# Help! Need charts of NYSE Dow Jones Oct 3 night!



## johnnywz (4 October 2008)

hi guys, i am new for trading. i don't know if i am right or wrong, but please help me.

On Oct 3rd Night , sydney time 22:30, when i was trading NYSE DOW JONES, the index suddenly jumped down from about 10500 to 10460 within one second and jumped up to 10550 in the following 2 seconds then it went up for another few minuts. it was so quick i even don't have time to respone and close my short position.

i was so panic and closed my postion straight away. i lost 80 points about $1200AUD in one minute.  and i called my broker GFT , the operator explained that it was because of the releasing of the US payroll figure. The market is very volatile everytime after the figure was released. 

As i was very new to the Index trading, i am not sure if what he said is true or not. and i don't have another trading tool to see the chart during that perticular time period to check the index movement.

Does anyone can send me your trading tool's chart of WALL STREE CASH 30 index on 3rd Oct night from about 22:00 - 23:00 sydney time on 1M and 5M basis. i want double check. 


Also i would like to know why the Payroll figure goes down and make the INDEX figure goes up? it should declinea as per my common sense.

My email address is johnnywz@hotmail.com

i am using DEALBOOK 360 from GFT.com.au


Many thanks!


----------



## Wysiwyg (4 October 2008)

*Re: Help ! Need Charts  of NYSE Dow Jones  3 Oct night !*

Is this the image you mean?One minute chart on 3rd. October.


----------



## johnnywz (8 October 2008)

thanks Wysiwyg , i found out it could be posibile the index make a huge jump , like yesterday afternoon, when the RBA announced the interest rate cut at a full point, S&P/Asx200 jumped about 100 point within one minute.  

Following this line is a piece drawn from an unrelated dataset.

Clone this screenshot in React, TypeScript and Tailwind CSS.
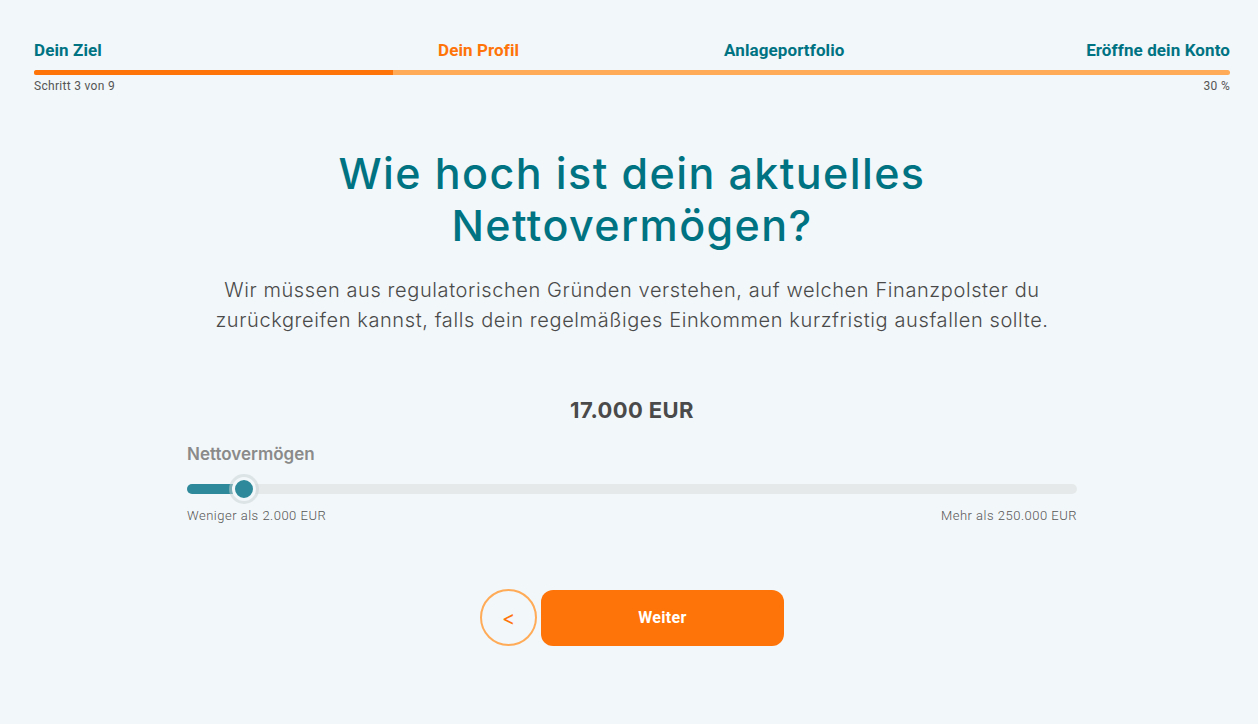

it is a realy good habit to make a stop order when opening a new position. it is a good lesson to me.


anyway, thanks a lot.


----------



## experttipps (15 October 2008)

Hi Johnnywz

can't help you with your query but wondering how you are finding GFT for index trading, apart from this situation you had with the fast DOW movt. I have been using a GFT demo account which has now expired. so time to make a decision! 
ta in advance 
ET


----------